Interesting point I discovered a month or so ago. Lee was stationed in Texas, but somehow he was in Washington DC to be offered command of the Army on April 17th. The surrender of Sumter took place April 13th.
Why was Lee in Washington? Did they send him orders to come back to Washington just so they could hand him command of the army, and if they did, does this not imply that they had made up their mind to be at war with the South prior to April 12?
In that era, one did not simply get word to someone in Texas and have them back in Washington DC in Four days. It took much longer than that.
It implies fore knowledge of war, and who would have that more so than the man with the power and intent of starting it?
Probably because the North was much more urbanized, and many of its people had become completely detached from the land on which they lived.
If you look at a list of the 50 largest cities of the U.S. in 1860, you'll find the following in Confederate states:
#6 -- New Orleans, LA
#22 -- Charleston, SC
#25 -- Richmond, VA
#27 -- Mobile, AL
#38 -- Memphis, TN
#41 -- Savannah, GA
#50 -- Petersburg, VA
That's it.
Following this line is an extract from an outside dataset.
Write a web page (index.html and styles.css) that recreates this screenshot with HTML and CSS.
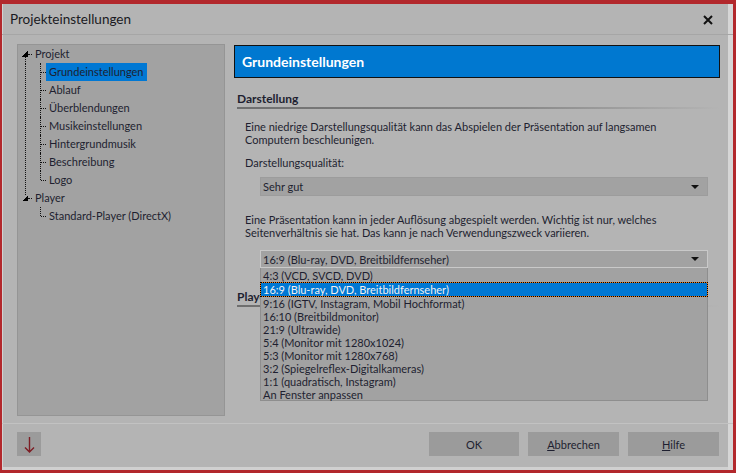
FILE: index.html
```html
<!DOCTYPE html>
<html lang="de">
<head>
    <meta charset="UTF-8">
    <title>Projekteinstellungen</title>
    <link rel="stylesheet" href="styles.css">
</head>
<body>
    <div class="window">
        <div class="titlebar">
            <span class="title">Projekteinstellungen</span>
            <svg class="close" width="10" height="10" viewBox="0 0 10 10"><path d="M1 1 L9 9 M9 1 L1 9" stroke="#111" stroke-width="2"/></svg>
        </div>

        <div class="main">
            <!-- Baum links -->
            <div class="tree">
                <div class="row root">
                    <span class="exp open-down"></span><span class="hline"></span><span class="txt">Projekt</span>
                </div>
                <div class="children trunk">
                    <div class="row child"><span class="branch"></span><span class="txt selected">Grundeinstellungen</span></div>
                    <div class="row child"><span class="branch"></span><span class="txt">Ablauf</span></div>
                    <div class="row child"><span class="branch"></span><span class="txt">Überblendungen</span></div>
                    <div class="row child"><span class="branch"></span><span class="txt">Musikeinstellungen</span></div>
                    <div class="row child"><span class="branch"></span><span class="txt">Hintergrundmusik</span></div>
                    <div class="row child"><span class="branch"></span><span class="txt">Beschreibung</span></div>
                    <div class="row child"><span class="branch last"></span><span class="txt">Logo</span></div>
                </div>
                <div class="row root">
                    <span class="exp open-up"></span><span class="hline"></span><span class="txt">Player</span>
                </div>
                <div class="children">
                    <div class="row child"><span class="branch last"></span><span class="txt">Standard-Player (DirectX)</span></div>
                </div>
            </div>

            <!-- Einstellungsseite -->
            <div class="content">
                <div class="page-header">Grundeinstellungen</div>

                <div class="section">
                    <h2 class="section-title">Darstellung</h2>
                    <p class="hint">Eine niedrige Darstellungsqualität kann das Abspielen der Präsentation auf langsamen<br>Computern beschleunigen.</p>
                    <p class="label">Darstellungsqualität:</p>
                    <div class="combo"><span>Sehr gut</span><span class="arrow"></span></div>
                    <p class="hint second">Eine Präsentation kann in jeder Auflösung abgespielt werden. Wichtig ist nur, welches<br>Seitenverhältnis sie hat. Das kann je nach Verwendungszweck variieren.</p>
                    <div class="combo-wrap">
                        <div class="combo focused"><span>16:9 (Blu-ray, DVD, Breitbildfernseher)</span><span class="arrow"></span></div>
                        <ul class="dropdown">
                            <li>4:3 (VCD, SVCD, DVD)</li>
                            <li class="active">16:9 (Blu-ray, DVD, Breitbildfernseher)</li>
                            <li>9:16 (IGTV, Instagram, Mobil Hochformat)</li>
                            <li>16:10 (Breitbildmonitor)</li>
                            <li>21:9 (Ultrawide)</li>
                            <li>5:4 (Monitor mit 1280x1024)</li>
                            <li>5:3 (Monitor mit 1280x768)</li>
                            <li>3:2 (Spiegelreflex-Digitalkameras)</li>
                            <li>1:1 (quadratisch, Instagram)</li>
                            <li>An Fenster anpassen</li>
                        </ul>
                    </div>
                </div>

                <div class="section">
                    <h2 class="section-title player">Player</h2>
                    <div class="combo tall"><span>Standard-Player (DirectX)</span><span class="arrow"></span></div>
                </div>
            </div>
        </div>

        <div class="footer">
            <button class="btn-icon">
                <svg width="24" height="24" viewBox="0 0 24 24"><path d="M12.5 5 V20 M8 15.5 L12.5 20 L17 15.5" stroke="#7d1d24" stroke-width="1.4" fill="none"/></svg>
            </button>
            <div class="buttons">
                <button class="btn ok">OK</button>
                <button class="btn"><u>A</u>bbrechen</button>
                <button class="btn"><u>H</u>ilfe</button>
            </div>
        </div>
    </div>
</body>
</html>
```

FILE: styles.css
```css
body {
    margin: 0;
    font-family: 'Lato', 'Noto Sans', sans-serif;
    font-size: 11px;
    color: #1e1f30;
    background: #b4b4b4;
}
.window {
    box-sizing: border-box;
    width: 736px;
    height: 473px;
    border: solid #b2282c;
    border-width: 4px 3px 3px 2px;
    background: #b4b4b4;
    display: flex;
    flex-direction: column;
    box-shadow: inset 1px 0 0 #d2d2d2, inset -5px 0 0 #d6d6d6, inset 0 -3px 0 #d0d0d0;
}
.titlebar {
    height: 30px;
    display: flex;
    align-items: center;
    justify-content: space-between;
    padding: 0 20px 0 8px;
    border-bottom: 1px solid #a6a6a6;
    flex-shrink: 0;
}
.title {
    font-size: 13.5px;
    color: #1a1a22;
}
.close {
    margin-top: 1px;
}
.main {
    display: flex;
    padding: 9px 8px 0 15px;
    height: 379px;
}

/* Baum */
.tree {
    box-sizing: border-box;
    width: 208px;
    height: 372px;
    background: #a2a2a2;
    border: 1px solid #959595;
    padding: 0 0 0 5px;
}
.row {
    height: 18px;
    display: flex;
    align-items: center;
    white-space: nowrap;
}
.txt {
    padding: 0 3px;
    line-height: 18px;
}
.txt.selected {
    background: #0078d4;
}
.exp {
    position: relative;
    width: 6px;
    height: 6px;
    margin-left: -1px;
    background: linear-gradient(to bottom right, transparent 50%, #000 50%);
}
.exp.open-down::after {
    content: "";
    position: absolute;
    left: 3px;
    top: 6px;
    height: 7px;
    border-left: 1px dotted #111;
}
.exp.open-up::before {
    content: "";
    position: absolute;
    left: 3px;
    top: -7px;
    height: 7px;
    border-left: 1px dotted #111;
}
.hline {
    width: 4px;
    border-top: 1px dotted #111;
    margin-top: 1px;
}
.children {
    margin-left: 2px;
    border-left: 1px solid transparent;
}
.children.trunk {
    border-left: 1px dotted #111;
}
.child {
    padding-left: 14px;
}
.branch {
    position: relative;
    width: 6px;
    height: 18px;
}
.branch::before {
    content: "";
    position: absolute;
    left: 0;
    top: 0;
    height: 18px;
    border-left: 1px dotted #111;
}
.branch.last::before {
    height: 9px;
}
.branch::after {
    content: "";
    position: absolute;
    left: 1px;
    top: 9px;
    width: 5px;
    border-top: 1px dotted #111;
}

/* Inhalt */
.content {
    margin-left: 9px;
    width: 486px;
}
.page-header {
    margin-top: 1px;
    height: 31px;
    line-height: 31px;
    background: #0078d0;
    border: 1px solid #111;
    color: #fff;
    font-weight: bold;
    font-size: 14px;
    padding-left: 7px;
}
.section-title {
    margin: 13px 0 0 3px;
    font-size: 12px;
    font-weight: bold;
    line-height: 15px;
}
.section-title::after {
    content: "";
    display: block;
    height: 2px;
    margin-top: 1px;
    background: linear-gradient(to right, #6e6e6e, #8a8a8a 60%, #b4b4b4);
}
.section-title.player {
    margin-top: 21px;
}
.hint {
    margin: 11px 0 0 11px;
    line-height: 13px;
    white-space: nowrap;
}
.hint.second {
    margin-top: 17px;
}
.label {
    margin: 10px 0 0 11px;
    line-height: 13px;
}
.combo {
    box-sizing: border-box;
    margin: 8px 0 0 26px;
    width: 448px;
    height: 19px;
    background: #a2a2a2;
    border: 1px solid #9c9c9c;
    display: flex;
    align-items: center;
    justify-content: space-between;
    padding: 0 8px 0 2px;
    white-space: nowrap;
}
.combo.focused {
    border-color: #c9c9c9;
    height: 18px;
    margin: 0;
}
.combo.tall {
    height: 24px;
    margin-top: 6px;
}
.arrow {
    width: 0;
    height: 0;
    border-left: 4px solid transparent;
    border-right: 4px solid transparent;
    border-top: 4px solid #111;
}
.combo-wrap {
    position: relative;
    margin: 11px 0 0 26px;
    width: 448px;
}
.dropdown {
    position: absolute;
    left: 0;
    top: 18px;
    z-index: 2;
    box-sizing: border-box;
    width: 448px;
    margin: 0;
    padding: 1px 0 0;
    list-style: none;
    background: #a2a2a2;
    border: 1px solid #8e8e8e;
    border-top: none;
    height: 133px;
}
.dropdown li {
    height: 13px;
    line-height: 13px;
    padding-left: 2px;
    white-space: nowrap;
}
.dropdown li.active {
    color: #f2f2f2;
    border: 1px dotted #000;
    background: linear-gradient(#0078d4, #0078d4) padding-box, #f07d1a border-box;
    margin: 0 -1px;
    padding-left: 2px;
}

/* Fußzeile */
.footer {
    margin-top: auto;
    box-sizing: border-box;
    height: 44px;
    margin-bottom: 3px;
    border-top: 1px solid #c2c2c2;
    display: flex;
    justify-content: space-between;
    padding: 8px 14px 0 15px;
}
.btn-icon {
    width: 24px;
    height: 24px;
    padding: 0;
    border: none;
    background: #9b9b9b;
}
.btn-icon svg {
    display: block;
}
.buttons {
    display: flex;
    gap: 9px;
}
.btn {
    width: 91px;
    height: 24px;
    border: none;
    background: #9b9b9b;
    font-family: 'Lato', 'Noto Sans', sans-serif;
    font-size: 11px;
    color: #1e1f30;
}
.btn.ok {
    width: 90px;
}
```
The South was largely agrarian, and I suspect that tends to make people much more connected to the place where they live.
Well, of course, that’s true, West Virginia being the prime example. It just shows you how this tore up the country and, obviously, the wounds are not healed yet - at least, not here on FR! Lee certainly mulled over taking charge of the Union forces before he decided he couldn’t fight his “own country.” So he had some internal conflicts originally. What a nightmare it was...
from 1862 till the end of the war, the 2nd larges city in the Confederacy was wherever the Army of the Potomac was camped.
High tariffs had nothing to do with the South wanting to leave the union according to Northern Historians. (see tag line). The South did not launch a large and bloody rebellion. They wanted to leave and were attacked to prevent them from going.
Which is what Tory Loyalists said of George Washington until their side lost and they left for Canada.
Yes, he did exactly the right thing at the right time, leading the 20th Maine in (what I thought it was remembered as) the swinging gate maneuver.